### Written instruction
Skip any picture you find and retype all the remaining lines exactly.

(Code that builds pages)
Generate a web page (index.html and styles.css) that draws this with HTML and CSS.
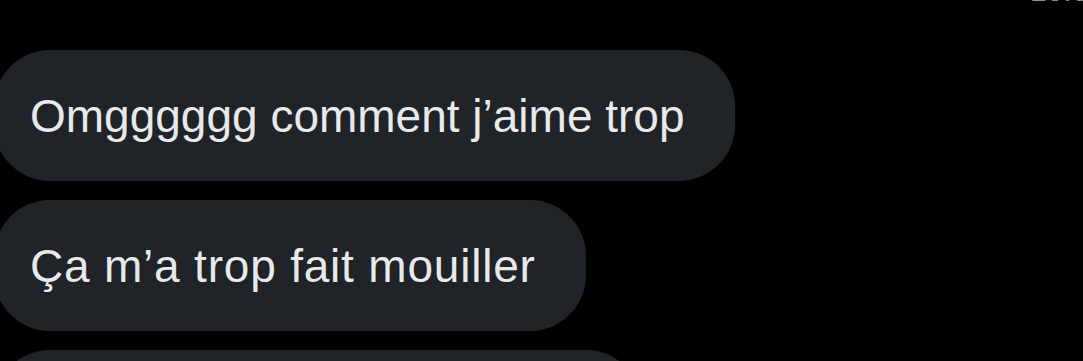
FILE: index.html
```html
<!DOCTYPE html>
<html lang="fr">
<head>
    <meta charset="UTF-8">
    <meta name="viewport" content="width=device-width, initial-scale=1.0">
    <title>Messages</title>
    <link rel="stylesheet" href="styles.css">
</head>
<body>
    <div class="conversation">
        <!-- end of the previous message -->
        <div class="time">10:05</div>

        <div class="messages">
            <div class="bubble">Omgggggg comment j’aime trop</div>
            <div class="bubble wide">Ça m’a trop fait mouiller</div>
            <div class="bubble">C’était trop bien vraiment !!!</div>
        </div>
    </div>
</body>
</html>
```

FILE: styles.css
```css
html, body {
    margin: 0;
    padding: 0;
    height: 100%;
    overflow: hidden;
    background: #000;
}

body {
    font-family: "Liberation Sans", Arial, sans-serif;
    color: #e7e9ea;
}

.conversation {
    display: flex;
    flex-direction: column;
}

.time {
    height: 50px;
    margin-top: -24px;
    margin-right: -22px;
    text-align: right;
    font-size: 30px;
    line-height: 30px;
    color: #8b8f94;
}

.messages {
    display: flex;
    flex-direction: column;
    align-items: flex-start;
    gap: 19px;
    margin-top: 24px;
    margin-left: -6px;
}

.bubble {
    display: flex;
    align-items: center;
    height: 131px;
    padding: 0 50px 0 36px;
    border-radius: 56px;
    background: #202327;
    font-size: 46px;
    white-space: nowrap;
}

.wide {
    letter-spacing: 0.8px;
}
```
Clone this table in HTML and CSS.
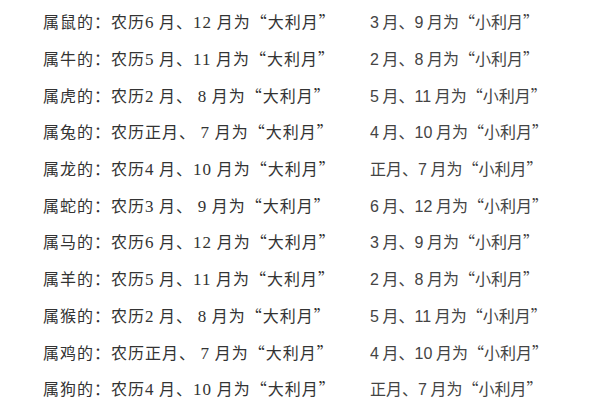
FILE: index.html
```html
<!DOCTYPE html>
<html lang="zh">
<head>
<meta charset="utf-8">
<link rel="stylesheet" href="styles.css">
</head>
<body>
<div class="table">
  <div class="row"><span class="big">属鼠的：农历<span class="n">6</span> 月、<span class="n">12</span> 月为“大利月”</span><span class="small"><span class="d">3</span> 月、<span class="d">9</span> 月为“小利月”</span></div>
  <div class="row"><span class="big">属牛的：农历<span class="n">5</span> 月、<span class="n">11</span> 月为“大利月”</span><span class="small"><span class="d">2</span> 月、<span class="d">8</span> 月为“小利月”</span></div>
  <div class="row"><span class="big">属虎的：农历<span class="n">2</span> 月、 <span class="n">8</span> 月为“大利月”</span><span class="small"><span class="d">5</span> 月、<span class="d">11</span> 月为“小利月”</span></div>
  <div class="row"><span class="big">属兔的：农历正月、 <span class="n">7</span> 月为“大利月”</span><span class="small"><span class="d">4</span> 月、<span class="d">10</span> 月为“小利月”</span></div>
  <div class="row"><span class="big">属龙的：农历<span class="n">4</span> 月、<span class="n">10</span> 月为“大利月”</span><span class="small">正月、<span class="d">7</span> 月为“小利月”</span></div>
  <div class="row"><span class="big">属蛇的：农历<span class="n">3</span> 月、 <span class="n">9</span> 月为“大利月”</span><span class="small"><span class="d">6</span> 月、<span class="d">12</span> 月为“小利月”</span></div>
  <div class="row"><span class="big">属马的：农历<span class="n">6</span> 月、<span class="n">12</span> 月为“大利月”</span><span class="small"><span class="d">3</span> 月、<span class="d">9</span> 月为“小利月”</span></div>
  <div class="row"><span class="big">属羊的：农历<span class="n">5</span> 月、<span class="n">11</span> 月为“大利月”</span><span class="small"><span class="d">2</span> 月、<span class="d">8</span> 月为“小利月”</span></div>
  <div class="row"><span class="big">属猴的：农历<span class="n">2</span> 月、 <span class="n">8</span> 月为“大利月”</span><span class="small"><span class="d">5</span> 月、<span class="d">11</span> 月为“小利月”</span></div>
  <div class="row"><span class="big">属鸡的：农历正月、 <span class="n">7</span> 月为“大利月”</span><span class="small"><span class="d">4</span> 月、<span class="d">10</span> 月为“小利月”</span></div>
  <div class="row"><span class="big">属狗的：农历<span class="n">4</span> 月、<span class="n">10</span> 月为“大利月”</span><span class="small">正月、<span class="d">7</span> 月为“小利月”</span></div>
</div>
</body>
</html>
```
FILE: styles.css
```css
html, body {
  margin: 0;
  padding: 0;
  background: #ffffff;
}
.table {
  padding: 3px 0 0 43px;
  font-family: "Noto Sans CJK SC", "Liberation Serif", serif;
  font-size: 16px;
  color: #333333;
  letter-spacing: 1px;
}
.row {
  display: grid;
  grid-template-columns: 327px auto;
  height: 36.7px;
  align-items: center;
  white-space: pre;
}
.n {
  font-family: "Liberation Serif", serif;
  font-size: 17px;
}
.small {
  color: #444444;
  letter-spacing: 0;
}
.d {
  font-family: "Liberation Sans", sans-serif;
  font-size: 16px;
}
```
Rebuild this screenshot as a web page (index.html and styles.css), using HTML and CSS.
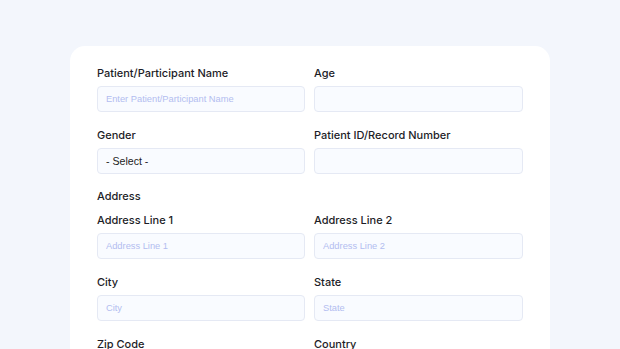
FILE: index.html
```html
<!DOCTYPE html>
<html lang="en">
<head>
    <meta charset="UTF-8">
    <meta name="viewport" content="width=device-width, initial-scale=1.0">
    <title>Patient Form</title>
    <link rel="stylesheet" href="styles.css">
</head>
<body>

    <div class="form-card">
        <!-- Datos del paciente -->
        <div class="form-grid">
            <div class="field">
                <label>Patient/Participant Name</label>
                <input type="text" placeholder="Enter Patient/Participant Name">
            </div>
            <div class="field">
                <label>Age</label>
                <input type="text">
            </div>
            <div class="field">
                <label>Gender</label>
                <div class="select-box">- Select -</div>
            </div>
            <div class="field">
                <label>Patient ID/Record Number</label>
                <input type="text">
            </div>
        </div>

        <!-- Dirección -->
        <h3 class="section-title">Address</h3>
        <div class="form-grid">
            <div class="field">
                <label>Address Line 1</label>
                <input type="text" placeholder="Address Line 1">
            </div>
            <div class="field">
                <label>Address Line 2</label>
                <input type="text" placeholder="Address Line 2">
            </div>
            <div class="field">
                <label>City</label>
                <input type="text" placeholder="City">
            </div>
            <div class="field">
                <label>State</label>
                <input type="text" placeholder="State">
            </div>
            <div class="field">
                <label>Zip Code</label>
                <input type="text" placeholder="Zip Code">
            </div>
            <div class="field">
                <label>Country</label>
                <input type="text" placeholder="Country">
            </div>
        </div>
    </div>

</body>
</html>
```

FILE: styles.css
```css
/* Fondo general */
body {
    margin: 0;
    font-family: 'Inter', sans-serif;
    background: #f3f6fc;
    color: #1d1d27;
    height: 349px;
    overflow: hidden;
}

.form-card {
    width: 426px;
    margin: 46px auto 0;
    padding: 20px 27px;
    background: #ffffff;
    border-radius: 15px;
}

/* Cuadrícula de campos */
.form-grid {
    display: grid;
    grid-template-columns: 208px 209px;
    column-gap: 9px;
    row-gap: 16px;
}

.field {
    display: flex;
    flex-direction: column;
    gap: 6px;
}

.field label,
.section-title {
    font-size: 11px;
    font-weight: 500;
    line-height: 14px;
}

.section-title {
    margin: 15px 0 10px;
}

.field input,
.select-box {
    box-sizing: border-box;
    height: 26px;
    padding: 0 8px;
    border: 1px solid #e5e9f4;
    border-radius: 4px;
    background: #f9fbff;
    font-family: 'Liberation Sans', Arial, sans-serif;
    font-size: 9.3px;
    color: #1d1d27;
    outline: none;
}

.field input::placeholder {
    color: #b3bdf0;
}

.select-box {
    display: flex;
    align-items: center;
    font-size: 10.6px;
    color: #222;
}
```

### Task output
Generate a web page (index.html and styles.css) that draws this with HTML and CSS.
FILE: index.html
```html
<!DOCTYPE html>
<html lang="fr">
<head>
    <meta charset="UTF-8">
    <meta name="viewport" content="width=device-width, initial-scale=1.0">
    <title>Messages</title>
    <link rel="stylesheet" href="styles.css">
</head>
<body>
    <div class="conversation">
        <!-- end of the previous message -->
        <div class="time">10:05</div>

        <div class="messages">
            <div class="bubble">Omgggggg comment j’aime trop</div>
            <div class="bubble wide">Ça m’a trop fait mouiller</div>
            <div class="bubble">C’était trop bien vraiment !!!</div>
        </div>
    </div>
</body>
</html>
```

FILE: styles.css
```css
html, body {
    margin: 0;
    padding: 0;
    height: 100%;
    overflow: hidden;
    background: #000;
}

body {
    font-family: "Liberation Sans", Arial, sans-serif;
    color: #e7e9ea;
}

.conversation {
    display: flex;
    flex-direction: column;
}

.time {
    height: 50px;
    margin-top: -24px;
    margin-right: -22px;
    text-align: right;
    font-size: 30px;
    line-height: 30px;
    color: #8b8f94;
}

.messages {
    display: flex;
    flex-direction: column;
    align-items: flex-start;
    gap: 19px;
    margin-top: 24px;
    margin-left: -6px;
}

.bubble {
    display: flex;
    align-items: center;
    height: 131px;
    padding: 0 50px 0 36px;
    border-radius: 56px;
    background: #202327;
    font-size: 46px;
    white-space: nowrap;
}

.wide {
    letter-spacing: 0.8px;
}
```
Clone this table in HTML and CSS.
FILE: index.html
```html
<!DOCTYPE html>
<html lang="zh">
<head>
<meta charset="utf-8">
<link rel="stylesheet" href="styles.css">
</head>
<body>
<div class="table">
  <div class="row"><span class="big">属鼠的：农历<span class="n">6</span> 月、<span class="n">12</span> 月为“大利月”</span><span class="small"><span class="d">3</span> 月、<span class="d">9</span> 月为“小利月”</span></div>
  <div class="row"><span class="big">属牛的：农历<span class="n">5</span> 月、<span class="n">11</span> 月为“大利月”</span><span class="small"><span class="d">2</span> 月、<span class="d">8</span> 月为“小利月”</span></div>
  <div class="row"><span class="big">属虎的：农历<span class="n">2</span> 月、 <span class="n">8</span> 月为“大利月”</span><span class="small"><span class="d">5</span> 月、<span class="d">11</span> 月为“小利月”</span></div>
  <div class="row"><span class="big">属兔的：农历正月、 <span class="n">7</span> 月为“大利月”</span><span class="small"><span class="d">4</span> 月、<span class="d">10</span> 月为“小利月”</span></div>
  <div class="row"><span class="big">属龙的：农历<span class="n">4</span> 月、<span class="n">10</span> 月为“大利月”</span><span class="small">正月、<span class="d">7</span> 月为“小利月”</span></div>
  <div class="row"><span class="big">属蛇的：农历<span class="n">3</span> 月、 <span class="n">9</span> 月为“大利月”</span><span class="small"><span class="d">6</span> 月、<span class="d">12</span> 月为“小利月”</span></div>
  <div class="row"><span class="big">属马的：农历<span class="n">6</span> 月、<span class="n">12</span> 月为“大利月”</span><span class="small"><span class="d">3</span> 月、<span class="d">9</span> 月为“小利月”</span></div>
  <div class="row"><span class="big">属羊的：农历<span class="n">5</span> 月、<span class="n">11</span> 月为“大利月”</span><span class="small"><span class="d">2</span> 月、<span class="d">8</span> 月为“小利月”</span></div>
  <div class="row"><span class="big">属猴的：农历<span class="n">2</span> 月、 <span class="n">8</span> 月为“大利月”</span><span class="small"><span class="d">5</span> 月、<span class="d">11</span> 月为“小利月”</span></div>
  <div class="row"><span class="big">属鸡的：农历正月、 <span class="n">7</span> 月为“大利月”</span><span class="small"><span class="d">4</span> 月、<span class="d">10</span> 月为“小利月”</span></div>
  <div class="row"><span class="big">属狗的：农历<span class="n">4</span> 月、<span class="n">10</span> 月为“大利月”</span><span class="small">正月、<span class="d">7</span> 月为“小利月”</span></div>
</div>
</body>
</html>
```
FILE: styles.css
```css
html, body {
  margin: 0;
  padding: 0;
  background: #ffffff;
}
.table {
  padding: 3px 0 0 43px;
  font-family: "Noto Sans CJK SC", "Liberation Serif", serif;
  font-size: 16px;
  color: #333333;
  letter-spacing: 1px;
}
.row {
  display: grid;
  grid-template-columns: 327px auto;
  height: 36.7px;
  align-items: center;
  white-space: pre;
}
.n {
  font-family: "Liberation Serif", serif;
  font-size: 17px;
}
.small {
  color: #444444;
  letter-spacing: 0;
}
.d {
  font-family: "Liberation Sans", sans-serif;
  font-size: 16px;
}
```
Rebuild this screenshot as a web page (index.html and styles.css), using HTML and CSS.
FILE: index.html
```html
<!DOCTYPE html>
<html lang="en">
<head>
    <meta charset="UTF-8">
    <meta name="viewport" content="width=device-width, initial-scale=1.0">
    <title>Patient Form</title>
    <link rel="stylesheet" href="styles.css">
</head>
<body>

    <div class="form-card">
        <!-- Datos del paciente -->
        <div class="form-grid">
            <div class="field">
                <label>Patient/Participant Name</label>
                <input type="text" placeholder="Enter Patient/Participant Name">
            </div>
            <div class="field">
                <label>Age</label>
                <input type="text">
            </div>
            <div class="field">
                <label>Gender</label>
                <div class="select-box">- Select -</div>
            </div>
            <div class="field">
                <label>Patient ID/Record Number</label>
                <input type="text">
            </div>
        </div>

        <!-- Dirección -->
        <h3 class="section-title">Address</h3>
        <div class="form-grid">
            <div class="field">
                <label>Address Line 1</label>
                <input type="text" placeholder="Address Line 1">
            </div>
            <div class="field">
                <label>Address Line 2</label>
                <input type="text" placeholder="Address Line 2">
            </div>
            <div class="field">
                <label>City</label>
                <input type="text" placeholder="City">
            </div>
            <div class="field">
                <label>State</label>
                <input type="text" placeholder="State">
            </div>
            <div class="field">
                <label>Zip Code</label>
                <input type="text" placeholder="Zip Code">
            </div>
            <div class="field">
                <label>Country</label>
                <input type="text" placeholder="Country">
            </div>
        </div>
    </div>

</body>
</html>
```

FILE: styles.css
```css
/* Fondo general */
body {
    margin: 0;
    font-family: 'Inter', sans-serif;
    background: #f3f6fc;
    color: #1d1d27;
    height: 349px;
    overflow: hidden;
}

.form-card {
    width: 426px;
    margin: 46px auto 0;
    padding: 20px 27px;
    background: #ffffff;
    border-radius: 15px;
}

/* Cuadrícula de campos */
.form-grid {
    display: grid;
    grid-template-columns: 208px 209px;
    column-gap: 9px;
    row-gap: 16px;
}

.field {
    display: flex;
    flex-direction: column;
    gap: 6px;
}

.field label,
.section-title {
    font-size: 11px;
    font-weight: 500;
    line-height: 14px;
}

.section-title {
    margin: 15px 0 10px;
}

.field input,
.select-box {
    box-sizing: border-box;
    height: 26px;
    padding: 0 8px;
    border: 1px solid #e5e9f4;
    border-radius: 4px;
    background: #f9fbff;
    font-family: 'Liberation Sans', Arial, sans-serif;
    font-size: 9.3px;
    color: #1d1d27;
    outline: none;
}

.field input::placeholder {
    color: #b3bdf0;
}

.select-box {
    display: flex;
    align-items: center;
    font-size: 10.6px;
    color: #222;
}
```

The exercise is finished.